Ce n'est point une beauté que j'aime à présent, mon ami, mais c'est toute l'amabilité, toute la sagesse, toute la raison, tout l'esprit, toute la grâce, tout le talent imaginable, ou plutôt inimaginable. Ah! plains-moi et console-moi si tu peux. J'en mourrai, je le sens ! Aimer sans espoir ! Ah ! comprends-tu un peu cela? Je ne sais ce qui m'a retenu de me... Mais n'en parlons pas. Plains-moi et pense à moi.

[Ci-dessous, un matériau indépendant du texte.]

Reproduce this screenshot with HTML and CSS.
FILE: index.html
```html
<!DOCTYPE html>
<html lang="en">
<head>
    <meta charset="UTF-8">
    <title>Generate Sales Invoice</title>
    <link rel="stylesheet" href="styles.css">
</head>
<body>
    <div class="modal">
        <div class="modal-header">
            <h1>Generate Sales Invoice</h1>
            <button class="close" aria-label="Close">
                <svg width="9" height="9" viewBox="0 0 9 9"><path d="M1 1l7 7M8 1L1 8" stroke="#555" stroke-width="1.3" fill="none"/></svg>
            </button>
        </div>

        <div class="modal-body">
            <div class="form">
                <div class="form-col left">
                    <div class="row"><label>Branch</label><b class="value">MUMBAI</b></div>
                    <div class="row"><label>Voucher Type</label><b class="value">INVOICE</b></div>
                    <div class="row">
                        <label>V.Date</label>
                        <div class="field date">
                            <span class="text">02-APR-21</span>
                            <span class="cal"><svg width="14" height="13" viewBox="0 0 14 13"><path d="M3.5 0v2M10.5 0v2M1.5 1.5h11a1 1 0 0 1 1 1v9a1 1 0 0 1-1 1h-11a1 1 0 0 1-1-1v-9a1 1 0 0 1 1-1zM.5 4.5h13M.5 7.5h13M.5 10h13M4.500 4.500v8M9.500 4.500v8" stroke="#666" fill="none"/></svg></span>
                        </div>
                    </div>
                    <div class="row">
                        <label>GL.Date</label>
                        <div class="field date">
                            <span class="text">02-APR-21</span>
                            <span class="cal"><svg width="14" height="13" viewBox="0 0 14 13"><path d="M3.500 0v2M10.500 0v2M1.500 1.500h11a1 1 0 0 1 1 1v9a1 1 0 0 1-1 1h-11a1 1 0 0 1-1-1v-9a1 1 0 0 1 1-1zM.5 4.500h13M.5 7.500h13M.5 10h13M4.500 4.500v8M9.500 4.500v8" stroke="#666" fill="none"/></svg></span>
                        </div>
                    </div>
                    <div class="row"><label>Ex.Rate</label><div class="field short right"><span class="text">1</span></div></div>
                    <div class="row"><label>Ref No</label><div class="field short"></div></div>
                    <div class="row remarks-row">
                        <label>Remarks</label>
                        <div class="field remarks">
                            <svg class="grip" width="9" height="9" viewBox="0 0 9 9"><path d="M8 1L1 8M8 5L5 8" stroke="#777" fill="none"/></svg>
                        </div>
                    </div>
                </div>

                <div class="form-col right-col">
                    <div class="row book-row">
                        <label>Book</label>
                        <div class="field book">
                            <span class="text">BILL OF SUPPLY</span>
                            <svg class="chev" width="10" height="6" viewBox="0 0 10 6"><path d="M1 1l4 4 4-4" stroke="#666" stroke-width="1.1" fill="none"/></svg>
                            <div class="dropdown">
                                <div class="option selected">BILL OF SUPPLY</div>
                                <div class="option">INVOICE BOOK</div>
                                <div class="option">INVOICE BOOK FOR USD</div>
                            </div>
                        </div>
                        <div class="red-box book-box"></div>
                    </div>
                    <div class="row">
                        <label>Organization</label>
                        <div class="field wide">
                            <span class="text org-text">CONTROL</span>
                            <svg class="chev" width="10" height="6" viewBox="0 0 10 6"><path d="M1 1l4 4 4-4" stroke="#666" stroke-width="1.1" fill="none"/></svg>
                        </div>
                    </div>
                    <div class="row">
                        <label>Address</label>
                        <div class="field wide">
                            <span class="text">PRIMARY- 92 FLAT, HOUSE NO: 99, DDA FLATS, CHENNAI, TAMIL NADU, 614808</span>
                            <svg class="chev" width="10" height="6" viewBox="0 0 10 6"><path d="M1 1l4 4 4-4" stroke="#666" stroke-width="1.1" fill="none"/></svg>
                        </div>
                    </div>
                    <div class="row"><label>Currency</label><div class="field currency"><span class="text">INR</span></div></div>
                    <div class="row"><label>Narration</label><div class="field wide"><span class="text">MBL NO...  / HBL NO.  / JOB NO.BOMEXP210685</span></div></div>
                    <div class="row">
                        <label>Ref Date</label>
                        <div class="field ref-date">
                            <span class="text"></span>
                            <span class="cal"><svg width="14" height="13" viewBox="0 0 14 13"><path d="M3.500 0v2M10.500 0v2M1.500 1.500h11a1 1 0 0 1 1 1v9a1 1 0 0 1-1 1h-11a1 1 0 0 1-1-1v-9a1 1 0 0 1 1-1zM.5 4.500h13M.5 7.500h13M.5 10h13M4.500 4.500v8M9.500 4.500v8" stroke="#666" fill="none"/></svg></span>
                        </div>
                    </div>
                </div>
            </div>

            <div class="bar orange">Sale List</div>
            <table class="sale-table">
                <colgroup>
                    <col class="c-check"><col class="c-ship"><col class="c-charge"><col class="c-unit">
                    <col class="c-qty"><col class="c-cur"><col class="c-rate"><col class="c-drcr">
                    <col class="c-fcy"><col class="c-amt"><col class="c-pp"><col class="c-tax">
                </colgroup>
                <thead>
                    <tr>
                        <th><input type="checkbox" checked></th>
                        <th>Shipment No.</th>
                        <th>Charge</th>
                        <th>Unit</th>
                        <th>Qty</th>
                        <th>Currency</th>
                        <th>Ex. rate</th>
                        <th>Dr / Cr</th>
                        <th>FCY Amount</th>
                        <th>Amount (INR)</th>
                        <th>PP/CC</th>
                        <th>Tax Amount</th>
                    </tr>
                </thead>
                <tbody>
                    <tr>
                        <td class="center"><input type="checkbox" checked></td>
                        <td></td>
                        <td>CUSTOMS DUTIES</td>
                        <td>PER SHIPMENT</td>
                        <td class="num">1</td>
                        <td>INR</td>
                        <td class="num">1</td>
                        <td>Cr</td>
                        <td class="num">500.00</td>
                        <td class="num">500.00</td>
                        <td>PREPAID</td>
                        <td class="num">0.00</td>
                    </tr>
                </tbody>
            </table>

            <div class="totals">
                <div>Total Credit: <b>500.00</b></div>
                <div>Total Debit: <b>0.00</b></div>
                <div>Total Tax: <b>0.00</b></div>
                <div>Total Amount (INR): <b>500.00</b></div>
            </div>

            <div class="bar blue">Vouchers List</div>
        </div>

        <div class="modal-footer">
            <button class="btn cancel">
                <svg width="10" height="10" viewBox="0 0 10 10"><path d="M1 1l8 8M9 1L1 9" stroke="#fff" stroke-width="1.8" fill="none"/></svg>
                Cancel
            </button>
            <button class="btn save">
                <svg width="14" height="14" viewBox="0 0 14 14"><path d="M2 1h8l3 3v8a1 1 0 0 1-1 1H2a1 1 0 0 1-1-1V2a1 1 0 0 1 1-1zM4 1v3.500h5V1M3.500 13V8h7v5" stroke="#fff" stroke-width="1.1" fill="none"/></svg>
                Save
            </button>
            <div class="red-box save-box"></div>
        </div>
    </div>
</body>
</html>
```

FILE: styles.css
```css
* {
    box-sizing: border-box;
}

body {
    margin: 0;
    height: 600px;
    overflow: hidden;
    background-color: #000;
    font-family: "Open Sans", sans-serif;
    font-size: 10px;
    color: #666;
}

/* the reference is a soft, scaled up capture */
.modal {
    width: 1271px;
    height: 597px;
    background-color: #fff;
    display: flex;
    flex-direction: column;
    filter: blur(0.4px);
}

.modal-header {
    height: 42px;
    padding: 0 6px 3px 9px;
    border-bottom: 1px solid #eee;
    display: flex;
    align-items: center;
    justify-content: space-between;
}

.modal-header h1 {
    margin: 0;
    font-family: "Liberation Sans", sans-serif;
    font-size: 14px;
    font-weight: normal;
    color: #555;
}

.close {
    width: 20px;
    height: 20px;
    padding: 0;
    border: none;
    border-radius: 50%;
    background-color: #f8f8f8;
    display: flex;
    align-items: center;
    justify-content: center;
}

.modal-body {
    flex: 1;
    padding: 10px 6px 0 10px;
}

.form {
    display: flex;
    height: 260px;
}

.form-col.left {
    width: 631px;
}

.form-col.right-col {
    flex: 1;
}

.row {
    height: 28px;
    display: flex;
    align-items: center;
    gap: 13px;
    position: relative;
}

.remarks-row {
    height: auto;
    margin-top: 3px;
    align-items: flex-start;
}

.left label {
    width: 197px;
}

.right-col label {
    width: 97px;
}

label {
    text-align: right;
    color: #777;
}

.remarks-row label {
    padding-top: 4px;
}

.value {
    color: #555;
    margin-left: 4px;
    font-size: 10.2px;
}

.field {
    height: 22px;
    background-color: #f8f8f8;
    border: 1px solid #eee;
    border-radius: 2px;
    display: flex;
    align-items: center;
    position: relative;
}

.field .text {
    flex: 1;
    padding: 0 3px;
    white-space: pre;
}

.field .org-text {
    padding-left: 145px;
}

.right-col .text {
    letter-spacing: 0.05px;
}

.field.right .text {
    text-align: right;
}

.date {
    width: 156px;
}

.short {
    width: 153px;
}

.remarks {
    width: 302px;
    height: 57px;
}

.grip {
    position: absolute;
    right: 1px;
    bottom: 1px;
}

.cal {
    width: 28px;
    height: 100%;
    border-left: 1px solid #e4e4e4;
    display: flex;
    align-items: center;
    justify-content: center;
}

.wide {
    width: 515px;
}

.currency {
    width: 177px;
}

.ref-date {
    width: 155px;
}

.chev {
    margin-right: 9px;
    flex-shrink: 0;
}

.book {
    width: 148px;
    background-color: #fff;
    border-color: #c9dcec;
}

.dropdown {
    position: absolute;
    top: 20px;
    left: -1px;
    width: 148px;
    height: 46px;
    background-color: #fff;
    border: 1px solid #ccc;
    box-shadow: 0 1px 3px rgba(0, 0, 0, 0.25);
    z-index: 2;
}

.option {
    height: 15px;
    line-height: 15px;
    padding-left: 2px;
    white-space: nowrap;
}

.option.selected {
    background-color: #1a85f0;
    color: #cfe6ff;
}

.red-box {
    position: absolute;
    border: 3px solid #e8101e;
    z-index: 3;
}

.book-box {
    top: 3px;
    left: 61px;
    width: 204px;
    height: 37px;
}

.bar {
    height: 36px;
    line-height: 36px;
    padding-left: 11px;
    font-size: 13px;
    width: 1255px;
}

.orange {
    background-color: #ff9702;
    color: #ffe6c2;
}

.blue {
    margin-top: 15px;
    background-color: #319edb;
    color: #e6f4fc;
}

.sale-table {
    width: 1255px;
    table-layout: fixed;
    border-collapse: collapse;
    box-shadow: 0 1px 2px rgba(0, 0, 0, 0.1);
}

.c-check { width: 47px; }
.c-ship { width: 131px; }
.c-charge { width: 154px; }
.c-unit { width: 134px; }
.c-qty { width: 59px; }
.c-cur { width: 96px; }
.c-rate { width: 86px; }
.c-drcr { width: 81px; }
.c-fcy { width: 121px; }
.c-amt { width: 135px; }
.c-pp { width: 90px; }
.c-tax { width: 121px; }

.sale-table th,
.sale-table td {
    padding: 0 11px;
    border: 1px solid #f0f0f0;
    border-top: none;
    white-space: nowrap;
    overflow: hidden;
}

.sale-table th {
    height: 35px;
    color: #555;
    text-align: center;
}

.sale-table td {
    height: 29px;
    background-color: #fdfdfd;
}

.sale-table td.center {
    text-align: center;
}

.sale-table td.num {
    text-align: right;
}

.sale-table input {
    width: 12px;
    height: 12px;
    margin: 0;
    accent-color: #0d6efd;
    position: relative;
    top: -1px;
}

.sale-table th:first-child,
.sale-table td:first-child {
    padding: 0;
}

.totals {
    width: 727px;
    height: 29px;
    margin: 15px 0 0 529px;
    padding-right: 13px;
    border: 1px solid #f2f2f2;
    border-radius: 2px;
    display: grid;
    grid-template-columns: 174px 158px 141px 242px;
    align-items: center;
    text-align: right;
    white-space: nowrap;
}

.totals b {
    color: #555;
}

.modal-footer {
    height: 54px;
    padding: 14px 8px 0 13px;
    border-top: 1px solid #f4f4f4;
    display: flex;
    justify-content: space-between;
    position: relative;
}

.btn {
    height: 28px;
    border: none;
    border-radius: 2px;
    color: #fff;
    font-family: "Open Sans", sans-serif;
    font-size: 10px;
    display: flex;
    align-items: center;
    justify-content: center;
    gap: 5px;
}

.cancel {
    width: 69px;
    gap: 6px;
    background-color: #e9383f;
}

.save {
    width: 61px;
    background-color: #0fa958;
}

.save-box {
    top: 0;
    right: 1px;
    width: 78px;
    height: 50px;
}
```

Virieu est-il parti? je ne reçois point de ses nouvelles. Ah! que j'ai envié votre charmant voyage ensemble ! Mais à propos de celle course, que tes idées me font de peine, mon bon ami, toujours des soupçons, des pensées bizarres et fausses : Nous ne serions plus pour toi que Messieurs de Virieu et de Lamartine. Oh mon ami! que tu me connais encore peu ! moi qui renoncerais sans balancer à ma fortune, à la vie, à la gloire, pour un de mes amis; moi qui en fais tout mon bien, tout mon honneur, toute mon espérance, toute ma consolation ! Ne te moques-tu pas de moi d'ailleurs quand tu me prends pour un plus grand seigneur que toi? Je ne te flatte pas certainement quand je l'assure que la position est cent fois plus sûre et plus agréable que la mienne. Et d'ailleurs peux-tu me croire assez faible, assez bas, assez imbécile pour fonder mon estime et mon amitié sur un méchant et ridicule de, placé devant le nom d'un plat, vil et méprisable, ou tout au moins d'un ignorant et insignifiant grand seigneur ! Tu me connaîtras, je l'espère, mieux-un jour, vienne l'occasion, mais que dis-je, l'occasion? En est-il besoin, et ne me crois-je pas aussi sûr de vos sentiments, de votre constance, de votre dévouement que si je l'avais mis à mille épreuves ? Les âmes ont-elles donc aussi besoin de paroles ou d'actions pour s'entendre?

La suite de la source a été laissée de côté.